— Given data —

▽

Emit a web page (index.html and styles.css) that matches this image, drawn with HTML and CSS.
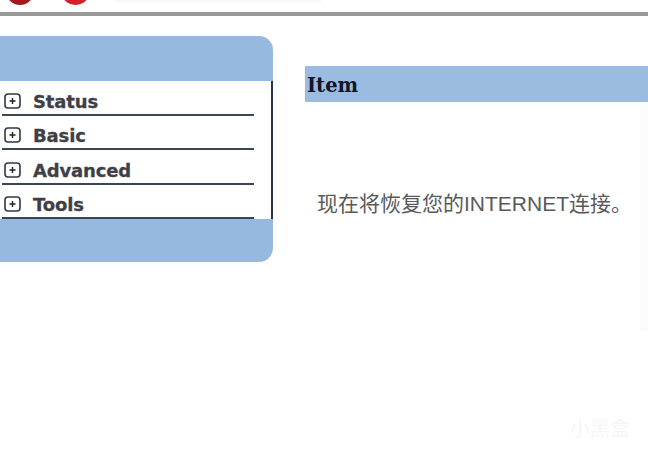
FILE: index.html
```html
<!DOCTYPE html>
<html lang="zh-CN">
<head>
    <meta charset="UTF-8">
    <meta name="viewport" content="width=device-width, initial-scale=1.0">
    <title>Router</title>
    <link rel="stylesheet" href="styles.css">
</head>
<body>
    <div class="page">
        <div class="header">
            <svg class="logo" width="100" height="12" viewBox="0 0 100 12">
                <circle cx="20" cy="-9" r="14" fill="#a01a20"/>
                <circle cx="75.5" cy="-10" r="15" fill="#d2222a"/>
            </svg>
            <div class="header-text"></div>
        </div>
        <div class="main">
            <div class="sidebar">
                <div class="side-cap side-cap-top"></div>
                <ul class="menu">
                    <li class="menu-item">
                        <svg class="plus-box" width="17" height="16" viewBox="0 0 17 16"><rect x="1" y="1" width="15" height="14" rx="3" fill="none" stroke="#2f3a46" stroke-width="1.6"/><path d="M5.5 8h6M8.5 5v6" stroke="#222" stroke-width="1.4" fill="none"/></svg>
                        Status
                    </li>
                    <li class="menu-item">
                        <svg class="plus-box" width="17" height="16" viewBox="0 0 17 16"><rect x="1" y="1" width="15" height="14" rx="3" fill="none" stroke="#2f3a46" stroke-width="1.6"/><path d="M5.5 8h6M8.5 5v6" stroke="#222" stroke-width="1.4" fill="none"/></svg>
                        Basic
                    </li>
                    <li class="menu-item">
                        <svg class="plus-box" width="17" height="16" viewBox="0 0 17 16"><rect x="1" y="1" width="15" height="14" rx="3" fill="none" stroke="#2f3a46" stroke-width="1.6"/><path d="M5.5 8h6M8.5 5v6" stroke="#222" stroke-width="1.4" fill="none"/></svg>
                        Advanced
                    </li>
                    <li class="menu-item">
                        <svg class="plus-box" width="17" height="16" viewBox="0 0 17 16"><rect x="1" y="1" width="15" height="14" rx="3" fill="none" stroke="#2f3a46" stroke-width="1.6"/><path d="M5.5 8h6M8.5 5v6" stroke="#222" stroke-width="1.4" fill="none"/></svg>
                        Tools
                    </li>
                </ul>
                <div class="side-cap side-cap-bottom"></div>
            </div>
            <div class="content">
                <div class="item-title">Item</div>
                <p class="message">现在将恢复您的INTERNET连接。</p>
            </div>
        </div>
        <div class="right-shade"></div>
        <div class="watermark">小黑盒</div>
    </div>
</body>
</html>
```
FILE: styles.css
```css
html, body {
    margin: 0;
    padding: 0;
    background-color: #fff;
}
.page {
    position: relative;
    width: 648px;
    height: 454px;
    overflow: hidden;
    font-family: "DejaVu Sans", sans-serif;
}
.header {
    display: flex;
    height: 12px;
    border-bottom: 4px solid #9a9a9a;
}
.logo {
    display: block;
    flex: none;
}
.header-text {
    width: 205px;
    height: 2px;
    margin-left: 16px;
    background-color: #f7f7f7;
}
.main {
    display: flex;
    padding-top: 20px;
}
.sidebar {
    width: 273px;
    flex: none;
}
.side-cap {
    background-color: #98b9df;
}
.side-cap-top {
    height: 45px;
    border-top-right-radius: 14px;
}
.side-cap-bottom {
    height: 43px;
    border-bottom-right-radius: 14px;
}
.menu {
    list-style: none;
    margin: 0;
    padding: 0 0 0 2px;
    border-right: 2px solid #2c3440;
}
.menu-item {
    display: flex;
    align-items: flex-end;
    box-sizing: border-box;
    width: 252px;
    height: 34.5px;
    border-bottom: 2px solid #3b4654;
    font-size: 18px;
    font-weight: bold;
    letter-spacing: -0.15px;
    line-height: 24px;
    color: #3f3f46;
    -webkit-text-stroke: 0.3px #3f3f46;
}
.plus-box {
    flex: none;
    margin: 0 12px 5px 2px;
}
.content {
    flex: 1;
    margin-left: 32px;
    padding-top: 30px;
}
.item-title {
    height: 36px;
    padding-left: 2px;
    background-color: #9bbbe1;
    font-family: "DejaVu Serif", serif;
    font-size: 19.5px;
    font-weight: bold;
    line-height: 39px;
    color: #12162a;
}
.message {
    margin: 86px 0 0 12px;
    font-family: "Liberation Sans", "Noto Sans CJK SC", sans-serif;
    font-size: 21px;
    line-height: 32px;
    white-space: nowrap;
    color: #5a5a5a;
}
.right-shade {
    position: absolute;
    top: 102px;
    right: 0;
    width: 8px;
    height: 229px;
    background-color: #fcfcfc;
}
.watermark {
    position: absolute;
    right: 18px;
    bottom: 12px;
    font-family: "Noto Sans CJK SC", sans-serif;
    font-size: 20px;
    color: #f6f6f6;
}
```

△

Every line above should be returned exactly; the pictures stay out.

Emit a web page (index.html and styles.css) that matches this image, drawn with HTML and CSS.
FILE: index.html
```html
<!DOCTYPE html>
<html lang="zh-CN">
<head>
    <meta charset="UTF-8">
    <meta name="viewport" content="width=device-width, initial-scale=1.0">
    <title>Router</title>
    <link rel="stylesheet" href="styles.css">
</head>
<body>
    <div class="page">
        <div class="header">
            <svg class="logo" width="100" height="12" viewBox="0 0 100 12">
                <circle cx="20" cy="-9" r="14" fill="#a01a20"/>
                <circle cx="75.5" cy="-10" r="15" fill="#d2222a"/>
            </svg>
            <div class="header-text"></div>
        </div>
        <div class="main">
            <div class="sidebar">
                <div class="side-cap side-cap-top"></div>
                <ul class="menu">
                    <li class="menu-item">
                        <svg class="plus-box" width="17" height="16" viewBox="0 0 17 16"><rect x="1" y="1" width="15" height="14" rx="3" fill="none" stroke="#2f3a46" stroke-width="1.6"/><path d="M5.5 8h6M8.5 5v6" stroke="#222" stroke-width="1.4" fill="none"/></svg>
                        Status
                    </li>
                    <li class="menu-item">
                        <svg class="plus-box" width="17" height="16" viewBox="0 0 17 16"><rect x="1" y="1" width="15" height="14" rx="3" fill="none" stroke="#2f3a46" stroke-width="1.6"/><path d="M5.5 8h6M8.5 5v6" stroke="#222" stroke-width="1.4" fill="none"/></svg>
                        Basic
                    </li>
                    <li class="menu-item">
                        <svg class="plus-box" width="17" height="16" viewBox="0 0 17 16"><rect x="1" y="1" width="15" height="14" rx="3" fill="none" stroke="#2f3a46" stroke-width="1.6"/><path d="M5.5 8h6M8.5 5v6" stroke="#222" stroke-width="1.4" fill="none"/></svg>
                        Advanced
                    </li>
                    <li class="menu-item">
                        <svg class="plus-box" width="17" height="16" viewBox="0 0 17 16"><rect x="1" y="1" width="15" height="14" rx="3" fill="none" stroke="#2f3a46" stroke-width="1.6"/><path d="M5.5 8h6M8.5 5v6" stroke="#222" stroke-width="1.4" fill="none"/></svg>
                        Tools
                    </li>
                </ul>
                <div class="side-cap side-cap-bottom"></div>
            </div>
            <div class="content">
                <div class="item-title">Item</div>
                <p class="message">现在将恢复您的INTERNET连接。</p>
            </div>
        </div>
        <div class="right-shade"></div>
        <div class="watermark">小黑盒</div>
    </div>
</body>
</html>
```
FILE: styles.css
```css
html, body {
    margin: 0;
    padding: 0;
    background-color: #fff;
}
.page {
    position: relative;
    width: 648px;
    height: 454px;
    overflow: hidden;
    font-family: "DejaVu Sans", sans-serif;
}
.header {
    display: flex;
    height: 12px;
    border-bottom: 4px solid #9a9a9a;
}
.logo {
    display: block;
    flex: none;
}
.header-text {
    width: 205px;
    height: 2px;
    margin-left: 16px;
    background-color: #f7f7f7;
}
.main {
    display: flex;
    padding-top: 20px;
}
.sidebar {
    width: 273px;
    flex: none;
}
.side-cap {
    background-color: #98b9df;
}
.side-cap-top {
    height: 45px;
    border-top-right-radius: 14px;
}
.side-cap-bottom {
    height: 43px;
    border-bottom-right-radius: 14px;
}
.menu {
    list-style: none;
    margin: 0;
    padding: 0 0 0 2px;
    border-right: 2px solid #2c3440;
}
.menu-item {
    display: flex;
    align-items: flex-end;
    box-sizing: border-box;
    width: 252px;
    height: 34.5px;
    border-bottom: 2px solid #3b4654;
    font-size: 18px;
    font-weight: bold;
    letter-spacing: -0.15px;
    line-height: 24px;
    color: #3f3f46;
    -webkit-text-stroke: 0.3px #3f3f46;
}
.plus-box {
    flex: none;
    margin: 0 12px 5px 2px;
}
.content {
    flex: 1;
    margin-left: 32px;
    padding-top: 30px;
}
.item-title {
    height: 36px;
    padding-left: 2px;
    background-color: #9bbbe1;
    font-family: "DejaVu Serif", serif;
    font-size: 19.5px;
    font-weight: bold;
    line-height: 39px;
    color: #12162a;
}
.message {
    margin: 86px 0 0 12px;
    font-family: "Liberation Sans", "Noto Sans CJK SC", sans-serif;
    font-size: 21px;
    line-height: 32px;
    white-space: nowrap;
    color: #5a5a5a;
}
.right-shade {
    position: absolute;
    top: 102px;
    right: 0;
    width: 8px;
    height: 229px;
    background-color: #fcfcfc;
}
.watermark {
    position: absolute;
    right: 18px;
    bottom: 12px;
    font-family: "Noto Sans CJK SC", sans-serif;
    font-size: 20px;
    color: #f6f6f6;
}
```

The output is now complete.